EP&M Online Review



R. L. Barth's

Deeply Dug In
 
With A Long Preamble About Its Place In The History Of War Poetry


review by

Richard Moore




What's happened to war poetry? Poetry itself in our part of  the world began with it, and Homer's Iliad may still be the  greatest as well as the first of our poems. But in recent times  the genre seems to have slipped into evil days. War, after all,  has become so utterly horrible, hasn't it? It is horrible in  Homer too, where "evil" is a frequent epithet for it. But it had  another epithet as well. War for Homer was "man-ennobling." As  Yeats has reminded us, propaganda is the attempt to convince  others, sentimentality, to convince ourselves; sensing and  resolving a struggle in ourselves, he said, is what stirs us to  poetry. Here's war, says Homer, and in his descriptions we feel  the complexity of its meaning.

The meaning of war changes from time to time, and when it  has done so, there has been great poetry about it. The First  World War was such a time. It began as Romantic War, a legacy of  the French Revolution: patriotism, sweet to die for your  country, all that rubbish. In the trenches it became machine war,  utter degradation and meaningless horror. There was wretched  poetry with one attitude or the other and great poetry that  acknowledged and tried to resolve the conflicting feelings that  the change produced. I once gathered three little poems on a page  to illustrate this to students. First there was a famous bit of  nonsense by Rupert Brooke:  

    If I should die, think only this of me;
     That there's some corner of a foreign field
    That is forever England.  

After a remarkably uninspired list of things English, the poem  ends with the final absurdity of "hearts at peace, under an  English heaven." Brooke was a real poet; he sensed that he was  lying, and the poet in him couldn't resist sabotaging his own  project.

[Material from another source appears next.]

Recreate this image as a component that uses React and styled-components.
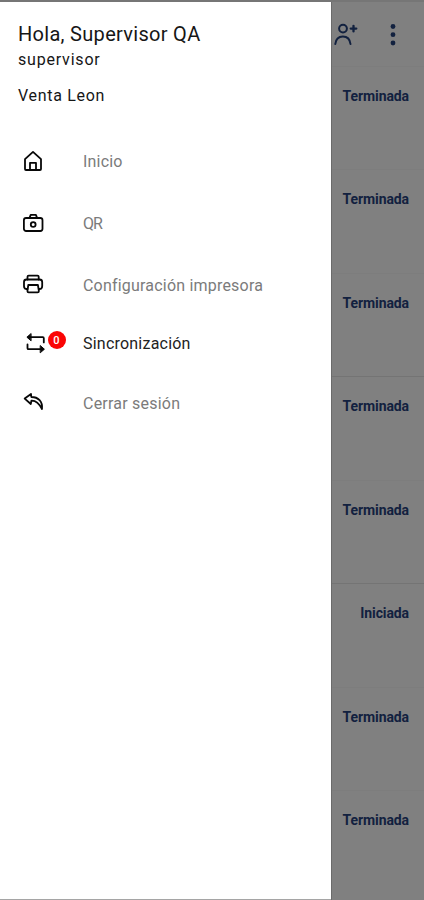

When this Romantic attitude collapses and swings to its  opposite, we get poems like Siegfried Sassoon's "Does It Matter?"  "Does it matter?  —losing your legs?" it begins, and for the  second stanza goes on to "Does it matter?  —losing your sight?"  The third and final stanza brings the heavy sarcasm to a  crescendo, undermined once again, this time by the rollicking  rhythm:  

    Do they matter?  —those dreams from the pit?...
    You can drink and forget and be glad,
    And people won't say that you're mad;
    For they'll know that you fought for your country,
    An no one will worry a bit.  

The struggle between these simplistic attitudes made  possible the wonderful poetry of Wilfred Owen:  

    Futility  

    Move him into the sun  —
    Gently its touch awoke him once,
    At home, whispering of fields unsown.
    Always it woke him, even in France.
    Until this morning and this snow.
    If anything might rouse him now
    The kind old sun will know.  
    Think how it wakes the seeds  —
    Woke, once, the clay of a cold star.
    Are limbs so dear-achieved, are sides
    Full-nerved,  —still warm,  —too hard to stir?
    Was it for this the clay grew tall?
      —Oh, what made fatuous sunbeams toil
    To break earth's sleep at all?  

That first line  —what an inspired way to tell us  —make us feel  —  that the man is dead, and to suggest the speaker's unwillingness  to accept the fact! Clearly Owen sides with Sassoon in the attempt  to define war's meaning. (Indeed, they were friends, admired  —or  professed to admire  —each other's work.) But in tone, diction,  and attitude, this poem, as others from this poet, gains  immeasurably by making us aware that it is firmly rooted in the  Romantic tradition and, by implication, the Romantic view of war.  In the Romantic manner, the personal incident in a trench becomes  the occasion for an impassioned statement about life on earth. The  man described is from the rural countryside. He would never have  used educated poetic phrases like "whispering of fields unsown" to  describe the sun that woke him each morning. This ghostly presence  of the older, gentler time in the mind of the poet is what gives this poem much of its poignancy.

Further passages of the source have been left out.